The men's marathon at the 1988 Summer Olympics in Seoul, South Korea was held on Sunday October 2, 1988. The race started at 14:30h local time. A total of 98 athletes completed the race, with Polin Belisle from Belize finishing in last position in 3'14:02. There were 118 competitors from 60 countries. Twenty of them did not finish. The maximum number of athletes per nation had been set at 3 since the 1930 Olympic Congress. The event was won by Gelindo Bordin of Italy, the nation's first victory in the Olympic men's marathon and first medal in the event since 1924. Kenya (Douglas Wakiihuri's silver) and Djibouti (Hussein Ahmed Salah's bronze) each won their first Olympic men's marathon medal.

==Background==

This was the 21st appearance of the event, which is one of 12 athletics events to have been held at every Summer Olympics. Returning runners from the 1984 marathon included silver medalist John Treacy of Ireland, bronze medalist Charlie Spedding of Great Britain, fifth-place finisher Robert de Castella of Australia, and sixth-place finisher Juma Ikangaa of Tanzania. The favorites included de Castella, Gelindo Bordin of Italy, and rising star Hussein Ahmed Salah of Djibouti. Douglas Wakiihuri of Kenya had won the 1987 world championship over Ahmed Salah and Bordin.

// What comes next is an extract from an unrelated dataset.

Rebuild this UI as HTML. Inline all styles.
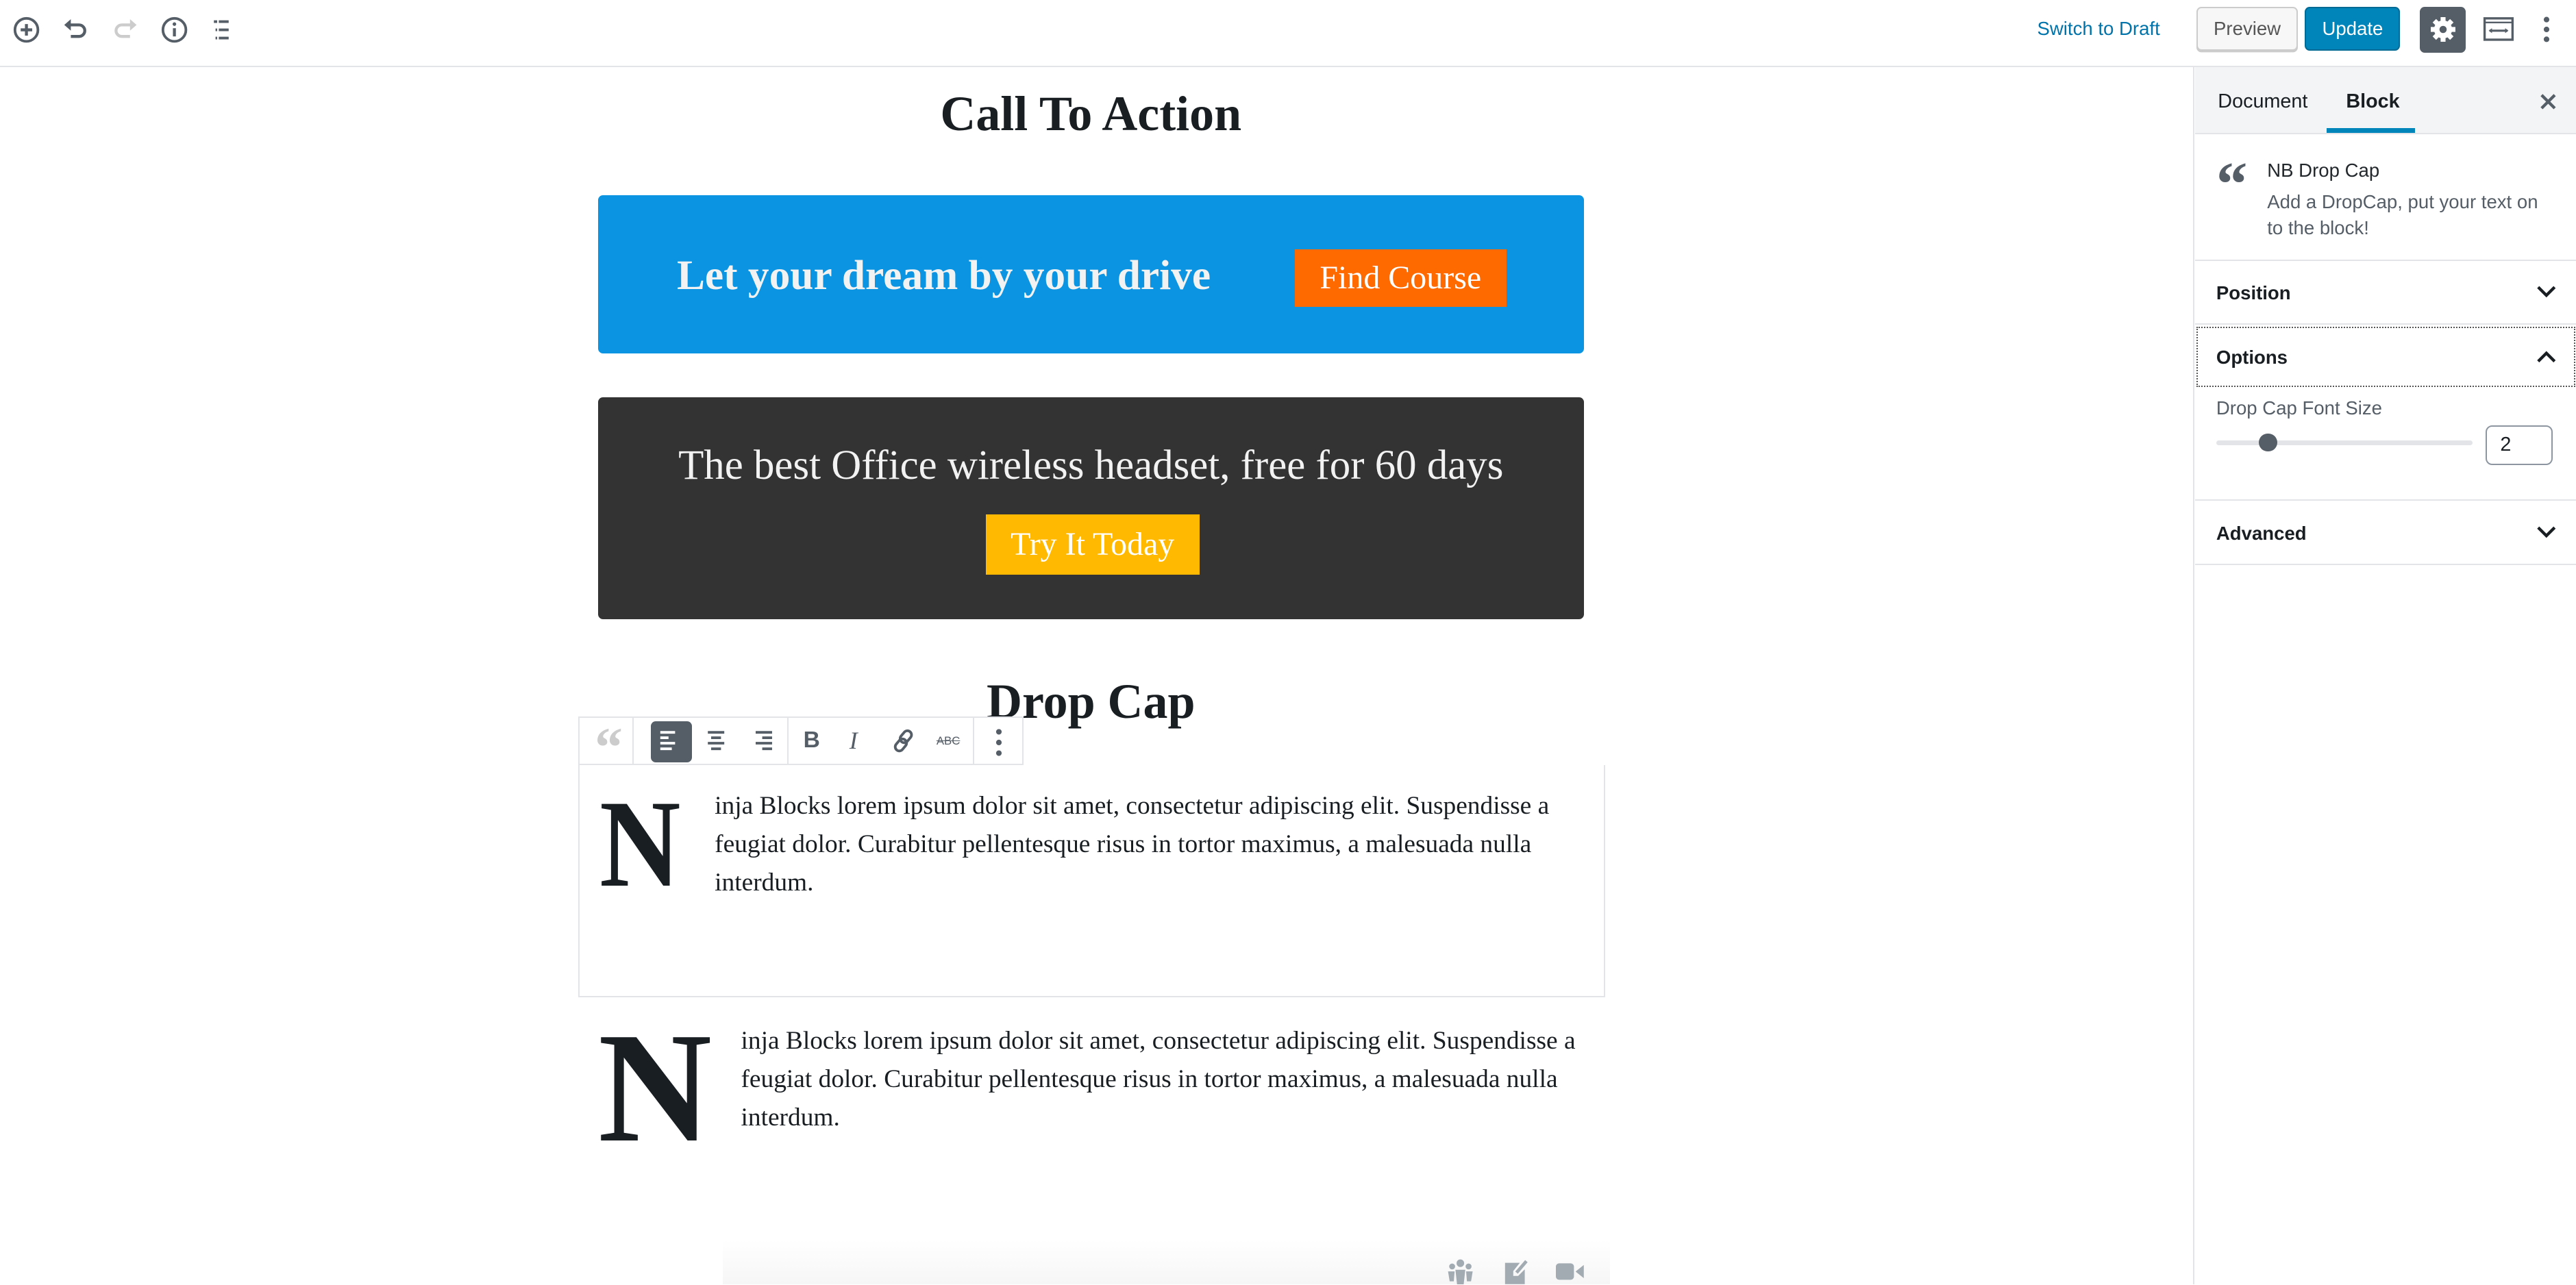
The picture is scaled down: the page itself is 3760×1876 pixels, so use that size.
<!DOCTYPE html>
<html><head><meta charset="utf-8"><style>
html,body{margin:0;padding:0;background:#fff;overflow:hidden}
body{width:3760px;height:1876px}
#w{zoom:2.398;width:1568px;height:782px;position:relative;font-family:"Liberation Sans",sans-serif;color:#191e23}
.a{position:absolute}
.serif{font-family:"Liberation Serif",serif}
.ico{position:absolute}
</style></head><body><div id="w">
<div class="a" style="left:0;top:0;width:1568px;height:40px;border-bottom:1px solid #e2e4e7;background:#fff"></div>
<svg class="ico" style="left:7px;top:9px" width="18" height="18" viewBox="0 0 18 18"><circle cx="9" cy="9" r="7" fill="none" stroke="#555d66" stroke-width="1.6"/><path d="M9 5.5v7M5.5 9h7" stroke="#555d66" stroke-width="1.8"/></svg>
<svg class="ico" style="left:37px;top:9px" width="18" height="18" viewBox="0 0 18 18"><path d="M4 6h7a3.5 3.5 0 0 1 0 7H6" fill="none" stroke="#555d66" stroke-width="1.8"/><path d="M2 6l4-3.5v7z" fill="#555d66"/></svg>
<svg class="ico" style="left:67px;top:9px" width="18" height="18" viewBox="0 0 18 18"><path d="M14 6H7a3.5 3.5 0 0 0 0 7h5" fill="none" stroke="#ccc" stroke-width="1.8"/><path d="M16 6l-4-3.5v7z" fill="#ccc"/></svg>
<svg class="ico" style="left:97px;top:9px" width="18" height="18" viewBox="0 0 18 18"><circle cx="9" cy="9" r="7" fill="none" stroke="#555d66" stroke-width="1.6"/><path d="M9 8v5" stroke="#555d66" stroke-width="1.8"/><circle cx="9" cy="5.5" r="1.1" fill="#555d66"/></svg>
<svg class="ico" style="left:127px;top:9px" width="18" height="18" viewBox="0 0 18 18"><path d="M3 4h2M6 4h6M4 9h1M6 9h6M4 14h1M6 14h6" stroke="#555d66" stroke-width="1.6"/></svg>
<div class="a" style="left:1240px;top:11px;font-size:11.5px;color:#0073aa">Switch to Draft</div>
<div class="a" style="left:1337px;top:4px;width:60px;height:25px;border:1px solid #ccc;border-radius:3px;background:#f7f7f7;box-shadow:0 1px 0 #ccc;font-size:11.5px;color:#555;text-align:center;line-height:25px">Preview</div>
<div class="a" style="left:1403px;top:4px;width:58px;height:27px;border-radius:3px;background:#0085ba;border:1px solid #006a95;box-sizing:border-box;font-size:11.5px;color:#fff;text-align:center;line-height:25px">Update</div>
<div class="a" style="left:1473px;top:4px;width:28px;height:28px;border-radius:3px;background:#555d66"></div>
<svg class="ico" style="left:1477px;top:8px" width="20" height="20" viewBox="0 0 20 20"><g fill="#fff"><circle cx="10" cy="10" r="5.5"/><rect x="8.5" y="2.5" width="3" height="15"/><rect x="2.5" y="8.5" width="15" height="3"/><rect x="8.5" y="2.5" width="3" height="15" transform="rotate(45 10 10)"/><rect x="8.5" y="2.5" width="3" height="15" transform="rotate(-45 10 10)"/></g><circle cx="10" cy="10" r="2.2" fill="#555d66"/></svg>
<svg class="ico" style="left:1511px;top:9px" width="20" height="18" viewBox="0 0 20 18"><rect x="1.5" y="2" width="17" height="13" fill="none" stroke="#555d66" stroke-width="1.4"/><path d="M1.5 4.5h17" stroke="#555d66" stroke-width="1"/><path d="M4.5 9.5h11" stroke="#555d66" stroke-width="1.3"/><path d="M4 9.5l2-1.5v3zM16 9.5l-2-1.5v3z" fill="#555d66"/></svg>
<svg class="ico" style="left:1545px;top:8px" width="10" height="20" viewBox="0 0 10 20"><circle cx="5" cy="4" r="1.7" fill="#555d66"/><circle cx="5" cy="10" r="1.7" fill="#555d66"/><circle cx="5" cy="16" r="1.7" fill="#555d66"/></svg>

<div class="a" style="left:1335px;top:41px;width:233px;height:741px;border-left:1px solid #e2e4e7;background:#fff"></div>
<div class="a" style="left:1336px;top:41px;width:232px;height:40px;background:#f3f4f5;border-bottom:1px solid #e2e4e7"></div>
<div class="a" style="left:1350px;top:55px;font-size:12px;color:#191e23">Document</div>
<div class="a" style="left:1428px;top:55px;font-size:12px;font-weight:bold;color:#191e23">Block</div>
<div class="a" style="left:1416px;top:78px;width:54px;height:3px;background:#0085ba"></div>
<svg class="ico" style="left:1545px;top:56px" width="12" height="12" viewBox="0 0 12 12"><path d="M2 2l8 8M10 2l-8 8" stroke="#555d66" stroke-width="1.8"/></svg>
<div class="a serif" style="left:1349px;top:93px;font-size:38px;font-weight:bold;color:#555d66;line-height:38px">&ldquo;</div>
<div class="a" style="left:1380px;top:97px;font-size:11.5px;color:#23282d">NB Drop Cap</div>
<div class="a" style="left:1380px;top:115px;font-size:11.5px;color:#555d66;line-height:16px;white-space:nowrap">Add a DropCap, put your text on<br>to the block!</div>
<div class="a" style="left:1336px;top:158px;width:232px;border-top:1px solid #e2e4e7"></div>
<div class="a" style="left:1349px;top:172px;font-size:11.5px;font-weight:bold">Position</div>
<svg class="ico" style="left:1543px;top:172px" width="14" height="12" viewBox="0 0 14 12"><path d="M2 3l5 5 5-5" fill="none" stroke="#191e23" stroke-width="1.8"/></svg>
<div class="a" style="left:1336px;top:197px;width:232px;border-top:1px solid #e2e4e7"></div>
<div class="a" style="left:1337px;top:199px;width:229px;height:35px;border:1px dotted #555"></div>
<div class="a" style="left:1349px;top:211px;font-size:11.5px;font-weight:bold">Options</div>
<svg class="ico" style="left:1543px;top:211px" width="14" height="12" viewBox="0 0 14 12"><path d="M2 9l5-5 5 5" fill="none" stroke="#191e23" stroke-width="1.8"/></svg>
<div class="a" style="left:1349px;top:242px;font-size:11.5px;color:#555d66">Drop Cap Font Size</div>
<div class="a" style="left:1349px;top:268px;width:156px;height:3px;border-radius:2px;background:#e2e4e7"></div>
<div class="a" style="left:1375px;top:264px;width:11px;height:11px;border-radius:50%;background:#555d66"></div>
<div class="a" style="left:1513px;top:259px;width:41px;height:24px;border:1px solid #8d96a0;border-radius:4px;box-sizing:border-box;font-size:12px;line-height:22px;padding-left:8px">2</div>
<div class="a" style="left:1336px;top:304px;width:232px;border-top:1px solid #e2e4e7"></div>
<div class="a" style="left:1349px;top:318px;font-size:11.5px;font-weight:bold">Advanced</div>
<svg class="ico" style="left:1543px;top:318px" width="14" height="12" viewBox="0 0 14 12"><path d="M2 3l5 5 5-5" fill="none" stroke="#191e23" stroke-width="1.8"/></svg>
<div class="a" style="left:1336px;top:343px;width:232px;border-top:1px solid #e2e4e7"></div>

<div class="a serif" style="left:364px;width:600px;top:52px;text-align:center;font-size:30px;font-weight:bold;color:#191e23">Call To Action</div>
<div class="a" style="left:364px;top:119px;width:600px;height:96px;background:#0a94e2;border-radius:3px"></div>
<div class="a serif" style="left:412px;top:153px;font-size:25.6px;font-weight:bold;color:#f2f2f2;white-space:nowrap">Let your dream by your drive</div>
<div class="a serif" style="left:788px;top:152px;width:129px;height:35px;background:#ff6a00;color:#fff;font-size:20px;text-align:center;line-height:35px">Find Course</div>
<div class="a" style="left:364px;top:242px;width:600px;height:135px;background:#333;border-radius:3px"></div>
<div class="a serif" style="left:364px;width:600px;top:269px;text-align:center;font-size:25.4px;color:#f2f2f2;white-space:nowrap">The best Office wireless headset, free for 60 days</div>
<div class="a serif" style="left:600px;top:313px;width:130px;height:37px;background:#ffb900;color:#fff;font-size:20px;text-align:center;line-height:37px">Try It Today</div>

<div class="a serif" style="left:364px;width:600px;top:410px;text-align:center;font-size:30px;font-weight:bold;color:#191e23">Drop Cap</div>
<div class="a" style="left:352px;top:436px;width:271px;height:30px;border:1px solid #e2e4e7;box-sizing:border-box;background:#fff"></div>
<div class="a" style="left:385px;top:437px;height:29px;border-left:1px solid #e2e4e7"></div>
<div class="a" style="left:479px;top:437px;height:29px;border-left:1px solid #e2e4e7"></div>
<div class="a" style="left:592px;top:437px;height:29px;border-left:1px solid #e2e4e7"></div>
<div class="a serif" style="left:362px;top:438px;font-size:34px;font-weight:bold;color:#ccc;line-height:34px">&ldquo;</div>
<div class="a" style="left:396px;top:439px;width:25px;height:25px;border-radius:3px;background:#555d66"></div>
<svg class="ico" style="left:400px;top:443px" width="16" height="16" viewBox="0 0 16 16"><path d="M2 3h9M2 6.3h5M2 9.6h9M2 13h7" stroke="#fff" stroke-width="1.6"/></svg>
<svg class="ico" style="left:428px;top:443px" width="16" height="16" viewBox="0 0 16 16"><path d="M3 3h10M5 6.3h6M3 9.6h10M5 13h6" stroke="#555d66" stroke-width="1.6"/></svg>
<svg class="ico" style="left:455px;top:443px" width="16" height="16" viewBox="0 0 16 16"><path d="M5 3h10M9 6.3h6M5 9.6h10M9 13h6" stroke="#555d66" stroke-width="1.6"/></svg>
<div class="a" style="left:489px;top:443px;font-size:14px;font-weight:bold;color:#555d66">B</div>
<div class="a serif" style="left:517px;top:442px;font-size:15px;font-style:italic;color:#555d66">I</div>
<svg class="ico" style="left:541px;top:442px" width="18" height="18" viewBox="0 0 18 18"><g fill="none" stroke="#555d66" stroke-width="1.6"><rect x="8" y="2.5" width="5" height="8" rx="2.5" transform="rotate(40 10.5 6.5)"/><rect x="5" y="7.5" width="5" height="8" rx="2.5" transform="rotate(40 7.5 11.5)"/></g></svg>
<div class="a" style="left:570px;top:447px;font-size:7px;color:#555d66;text-decoration:line-through">ABC</div>
<svg class="ico" style="left:603px;top:442px" width="10" height="20" viewBox="0 0 10 20"><circle cx="5" cy="3.5" r="1.7" fill="#555d66"/><circle cx="5" cy="10" r="1.7" fill="#555d66"/><circle cx="5" cy="16.5" r="1.7" fill="#555d66"/></svg>
<div class="a" style="left:352px;top:466px;width:625px;height:141px;border:1px solid #e2e4e7;border-top:none;box-sizing:border-box"></div>
<div class="a serif" style="left:365px;top:474px;font-size:76px;font-weight:bold;line-height:80px;color:#191e23;transform:scaleX(0.9);transform-origin:left">N</div>
<div class="a serif" style="left:435px;top:479px;font-size:15.6px;line-height:23.5px;color:#191e23;white-space:nowrap">inja Blocks lorem ipsum dolor sit amet, consectetur adipiscing elit. Suspendisse a<br>feugiat dolor. Curabitur pellentesque risus in tortor maximus, a malesuada nulla<br>interdum.</div>
<div class="a serif" style="left:364px;top:612px;font-size:96px;font-weight:bold;line-height:100px;color:#191e23">N</div>
<div class="a serif" style="left:451px;top:622px;font-size:15.6px;line-height:23.5px;color:#191e23;white-space:nowrap">inja Blocks lorem ipsum dolor sit amet, consectetur adipiscing elit. Suspendisse a<br>feugiat dolor. Curabitur pellentesque risus in tortor maximus, a malesuada nulla<br>interdum.</div>
<div class="a" style="left:440px;top:755px;width:540px;height:27px;background:linear-gradient(#fff,#f6f6f6)"></div>
<svg class="ico" style="left:880px;top:766px" width="18" height="16" viewBox="0 0 18 16"><g fill="#a2aab2"><circle cx="9" cy="3" r="2.3"/><circle cx="4" cy="5" r="1.8"/><circle cx="14" cy="5" r="1.8"/><path d="M6 7h6l-1 9H7z"/><path d="M1.5 8h4l-.5 6H2.5z"/><path d="M12.5 8h4l-1 6h-2.5z"/></g></svg>
<svg class="ico" style="left:914px;top:765px" width="18" height="17" viewBox="0 0 18 17"><path d="M2 4h9l-4 5v3h3l4-4v9H2z" fill="#a2aab2"/><path d="M9 10l6-7" stroke="#a2aab2" stroke-width="2"/></svg>
<svg class="ico" style="left:947px;top:768px" width="18" height="12" viewBox="0 0 18 12"><rect x="0" y="1" width="11" height="10" rx="2" fill="#a2aab2"/><path d="M12 6l5-4v8z" fill="#a2aab2"/></svg>
</div></body></html>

American Samoa, Angola, Belize, (the People's Republic of) China, Fiji, Guam, Guinea, the Maldives, Niger, Rwanda, and the Solomon Islands each made their first appearance in Olympic men's marathons. The United States made its 20th appearance, most of any nation, having missed only the boycotted 1980 Games.

Gary Fanelli of the United States moved to Tafuna, American Samoa six months prior to the 1988 Summer Olympics in Seoul in order to coach and attain his Olympic eligibility for America Samoa. Fanelli's time of 2:25:35, good for 51st place, is an American Samoan national record.

==Competition format and course==

As all Olympic marathons, the competition was a single race. The marathon distance of 26 miles, 385 yards was run over an out-and-back route starting and finishing at the Olympic Stadium, running along the Han River.

==Records==

These were the standing world and Olympic records prior to the 1988 Summer Olympics.

No new world or Olympic bests were set during the competition.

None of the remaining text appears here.